NEP’s internal report also found that Richard had been left with a number of contraband items when he was admitted into the centre.
“On the searching of his bag they left him with razor blades, scissors and electrical chords,” Robert said. “Despite the fact that they knew he was suicidal.”
Paramedics unable to access the ward
As medical staff rushed to the Finchingfield Ward, Robert and Linda claim at least one paramedic with an oxygen tank was left stuck outside the main entrance as no member was staff was in the reception area to let them in.
Robert said: “I had to go over to one of their people and I made it abundantly clear that one way or the other his swipe card was going over to the door.
“There was a delay in getting oxygen to Richard as well.”
The couple next saw their son once he had been moved to the intensive care unit at Broomfield Hospital.
They explained that Richard was in “such a terrible state”.
“When we first saw him in the intensive care unit I couldn’t stand there for more than one or two seconds before I had to leave the room,” Robert said.
Linda added: “He was taken out to an ambulance and we followed.
“That was Sunday and on the Thursday morning they met with us to tell us they were going to turn off the machines.
“I asked the nurse how has this happened? He came in to be cared for.
“It’s disbelief really, he went there to be safe.”
Richard passed away on Thursday, May 21, four days after attempting to take his own life at the Linden Centre.
A spokesperson for EPUT said: “We extend our deepest sympathies to Richard’s loved ones.
“We continuously strive to improve care, with patient safety at the centre of everything we do. New safety measures have been installed across our mental health inpatient services to protect our patients; including at the Linden Centre.

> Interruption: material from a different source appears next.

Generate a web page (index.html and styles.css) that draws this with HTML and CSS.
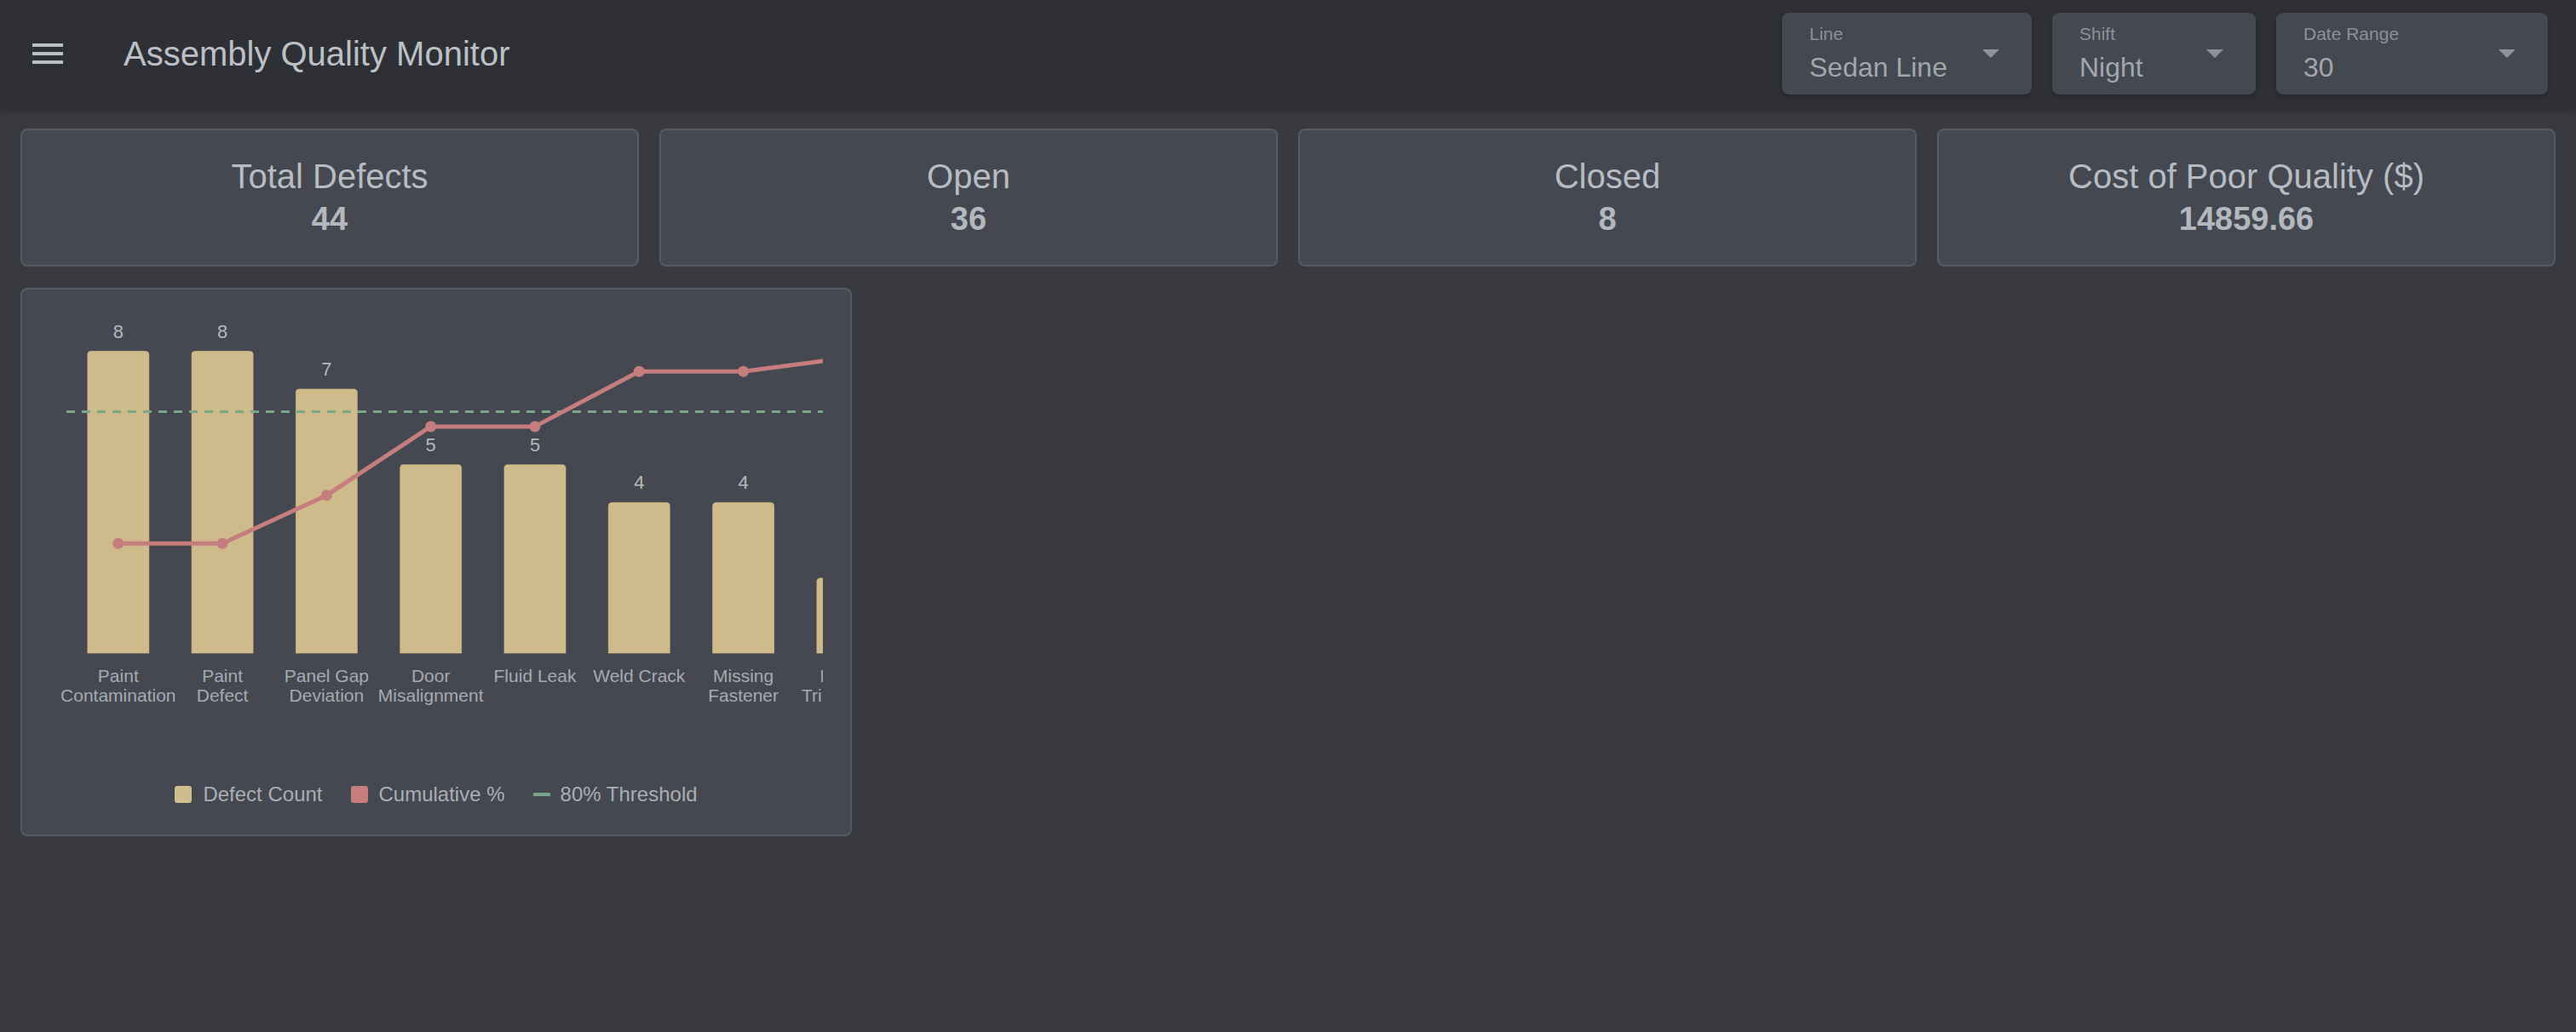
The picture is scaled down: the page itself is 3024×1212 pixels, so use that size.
FILE: index.html
```html
<!DOCTYPE html>
<html lang="en">
<head>
<meta charset="utf-8">
<title>Assembly Quality Monitor</title>
<link rel="stylesheet" href="styles.css">
</head>
<body>
<header class="appbar">
  <svg class="menu-icon" viewBox="0 0 24 24" aria-hidden="true"><path d="M3 18h18v-2H3zm0-5h18v-2H3zm0-7v2h18V6z"/></svg>
  <h1 class="app-title">Assembly Quality Monitor</h1>
  <div class="spacer"></div>
  <div class="filters">
    <div class="select select-line">
      <div class="select-text">
        <div class="select-label">Line</div>
        <div class="select-value">Sedan Line</div>
      </div>
      <svg class="select-arrow" viewBox="7 10 10 5" aria-hidden="true"><path d="M7 10l5 5 5-5z"/></svg>
    </div>
    <div class="select select-shift">
      <div class="select-text">
        <div class="select-label">Shift</div>
        <div class="select-value">Night</div>
      </div>
      <svg class="select-arrow" viewBox="7 10 10 5" aria-hidden="true"><path d="M7 10l5 5 5-5z"/></svg>
    </div>
    <div class="select select-range">
      <div class="select-text">
        <div class="select-label">Date Range</div>
        <div class="select-value">30</div>
      </div>
      <svg class="select-arrow" viewBox="7 10 10 5" aria-hidden="true"><path d="M7 10l5 5 5-5z"/></svg>
    </div>
  </div>
</header>

<main class="content">
  <section class="kpis">
    <div class="card kpi"><div class="kpi-title">Total Defects</div><div class="kpi-value">44</div></div>
    <div class="card kpi"><div class="kpi-title">Open</div><div class="kpi-value">36</div></div>
    <div class="card kpi"><div class="kpi-title">Closed</div><div class="kpi-value">8</div></div>
    <div class="card kpi"><div class="kpi-title">Cost of Poor Quality ($)</div><div class="kpi-value">14859.66</div></div>
  </section>

  <section class="charts">
    <div class="card chart-card">
      <svg class="pareto" width="910" height="549" viewBox="0 0 910 549">
        <g class="bars">
          <path d="M46.3 397.5V47Q46.3 42 51.3 42H114.3Q119.3 42 119.3 47V397.5Z"/>
          <path d="M168.6 397.5V47Q168.6 42 173.6 42H236.6Q241.6 42 241.6 47V397.5Z"/>
          <path d="M290.9 397.5V91.4Q290.9 86.4 295.9 86.4H358.9Q363.9 86.4 363.9 91.4V397.5Z"/>
          <path d="M413.2 397.5V180.3Q413.2 175.3 418.2 175.3H481.2Q486.2 175.3 486.2 180.3V397.5Z"/>
          <path d="M535.5 397.5V180.3Q535.5 175.3 540.5 175.3H603.5Q608.5 175.3 608.5 180.3V397.5Z"/>
          <path d="M657.8 397.5V224.7Q657.8 219.7 662.8 219.7H725.8Q730.8 219.7 730.8 224.7V397.5Z"/>
          <path d="M780.1 397.5V224.7Q780.1 219.7 785.1 219.7H848.1Q853.1 219.7 853.1 224.7V397.5Z"/>
          <path d="M902.4 397.5V313.6Q902.4 308.6 907.4 308.6H970.4Q975.4 308.6 975.4 313.6V397.5Z"/>
        </g>
        <g class="bar-values">
          <text x="82.8" y="26.7">8</text>
          <text x="205.1" y="26.7">8</text>
          <text x="327.4" y="71.1">7</text>
          <text x="449.7" y="160">5</text>
          <text x="572" y="160">5</text>
          <text x="694.3" y="204.4">4</text>
          <text x="816.6" y="204.4">4</text>
        </g>
        <g class="ticks">
          <text x="82.8" y="430.7">Paint</text>
          <text x="82.8" y="454">Contamination</text>
          <text x="205.1" y="430.7">Paint</text>
          <text x="205.1" y="454">Defect</text>
          <text x="327.4" y="430.7">Panel Gap</text>
          <text x="327.4" y="454">Deviation</text>
          <text x="449.7" y="430.7">Door</text>
          <text x="449.7" y="454">Misalignment</text>
          <text x="572" y="430.7">Fluid Leak</text>
          <text x="694.3" y="430.7">Weld Crack</text>
          <text x="816.6" y="430.7">Missing</text>
          <text x="816.6" y="454">Fastener</text>
          <text x="938.9" y="430.7">Interior</text>
          <text x="938.9" y="454">Trim Defect</text>
        </g>
        <line class="threshold" x1="22" y1="113.5" x2="910" y2="113.5"/>
        <polyline class="cum-line" points="82.8,268.2 205.1,268.2 327.4,211.7 449.7,130.9 572,130.9 694.3,66.2 816.6,66.2 938.9,50.1"/>
        <g class="cum-dots">
          <circle cx="82.8" cy="268.2" r="6.5"/>
          <circle cx="205.1" cy="268.2" r="6.5"/>
          <circle cx="327.4" cy="211.7" r="6.5"/>
          <circle cx="449.7" cy="130.9" r="6.5"/>
          <circle cx="572" cy="130.9" r="6.5"/>
          <circle cx="694.3" cy="66.2" r="6.5"/>
          <circle cx="816.6" cy="66.2" r="6.5"/>
        </g>
      </svg>
      <div class="legend">
        <div class="legend-item"><span class="swatch swatch-count"></span><span>Defect Count</span></div>
        <div class="legend-item"><span class="swatch swatch-cum"></span><span>Cumulative %</span></div>
        <div class="legend-item legend-threshold"><span class="swatch-line"></span><span>80% Threshold</span></div>
      </div>
    </div>
  </section>
</main>
</body>
</html>
```
FILE: styles.css
```css
html, body {
  margin: 0;
  padding: 0;
}
body {
  background: #383a40;
  font-family: "Liberation Sans", Arial, Helvetica, sans-serif;
  color: #b8bcc3;
  min-height: 1212px;
}

/* App bar */
.appbar {
  height: 126px;
  box-sizing: border-box;
  display: flex;
  align-items: center;
  padding: 0 33px 0 32px;
  background: #2f3035;
  box-shadow: 0 4px 8px rgba(0, 0, 0, 0.28);
  position: relative;
  z-index: 1;
}
.menu-icon {
  width: 48px;
  height: 48px;
  fill: #babec5;
  flex: none;
}
.app-title {
  margin: 0 0 0 65px;
  font-size: 40px;
  line-height: 48px;
  font-weight: 400;
  color: #bcc0c6;
}
.spacer { flex: 1; }
.filters {
  display: flex;
  gap: 24px;
}
.select {
  height: 96px;
  box-sizing: border-box;
  display: flex;
  align-items: center;
  padding: 0 38px 0 32px;
  background: #444851;
  border-radius: 8px;
  box-shadow: 0 2px 4px rgba(0, 0, 0, 0.25);
}
.select-line { width: 293px; }
.select-shift { width: 239px; }
.select-range { width: 319px; }
.select-text {
  flex: 1;
  padding-top: 1px;
}
.select-label {
  font-size: 21px;
  line-height: 24px;
  color: #8d9199;
}
.select-value {
  margin-top: 7px;
  font-size: 32px;
  line-height: 40px;
  color: #a2a6ad;
}
.select-arrow {
  width: 20px;
  height: 10px;
  fill: #8e9299;
  flex: none;
}

/* Content */
.content {
  padding: 25px 24px 24px;
}
.card {
  background: #454851;
  border: 2px solid #575b64;
  border-radius: 8px;
  box-sizing: border-box;
}
.kpis {
  display: grid;
  grid-template-columns: repeat(4, 1fr);
  gap: 24px;
  margin-bottom: 25px;
}
.kpi {
  padding: 29px 0;
  text-align: center;
}
.kpi-title {
  font-size: 40px;
  line-height: 50px;
  color: #b7bbc2;
}
.kpi-value {
  font-size: 38px;
  line-height: 50px;
  font-weight: 700;
  color: #b3b7be;
}
.charts {
  display: grid;
  grid-template-columns: repeat(3, 1fr);
  gap: 24px;
}
.chart-card {
  padding: 30px 30px 33px;
}
.pareto {
  display: block;
  overflow: hidden;
}
.bars path {
  fill: #ceba8b;
  stroke: rgba(60, 55, 40, 0.25);
  stroke-width: 1;
}
.bar-values text {
  font-size: 22px;
  fill: #b4b8bf;
  text-anchor: middle;
}
.ticks text {
  font-size: 21px;
  fill: #a6aab2;
  text-anchor: middle;
}
.threshold {
  stroke: #7aa68a;
  stroke-width: 3;
  stroke-dasharray: 10 8;
}
.cum-line {
  fill: none;
  stroke: #c67d7e;
  stroke-width: 5;
  stroke-linejoin: round;
}
.cum-dots circle {
  fill: #c67d7e;
}
.legend {
  display: flex;
  justify-content: center;
  gap: 33px;
  font-size: 24px;
  line-height: 28px;
  color: #aaaeb5;
}
.legend-item {
  display: flex;
  align-items: center;
  gap: 13px;
}
.legend-threshold { gap: 12px; }
.swatch {
  width: 20px;
  height: 20px;
  border-radius: 3px;
  flex: none;
}
.swatch-count { background: #d0bd8d; }
.swatch-cum { background: #c67d7e; }
.swatch-line {
  width: 20px;
  height: 4px;
  border-radius: 1px;
  background: #7aa68a;
  flex: none;
}
```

“We continue to cooperate fully with ongoing investigations into the care of patients under the former North Essex Partnership University NHS Foundation Trust.”
Fighting for a public inquiry
Robert and Linda have now joined the fight to secure a statutory public inquiry into the county’s mental health services.
They, along with around 20 other Essex families who believe their relatives were failed by the system, want to see change and “justice” for their loved ones.
“The stories are just awful for everybody,” Robert said. “The consequences for the families are pretty much the same, it’s just the path to that is its own horror.
We need a public inquiry so it’s done in an environment where it’s appropriate for this evidence to come out.
“Some families just haven’t got the resources to deal with any of this.
“They must look at the challenges facing them and think they haven’t got the means to get from where they are to any form of justice.”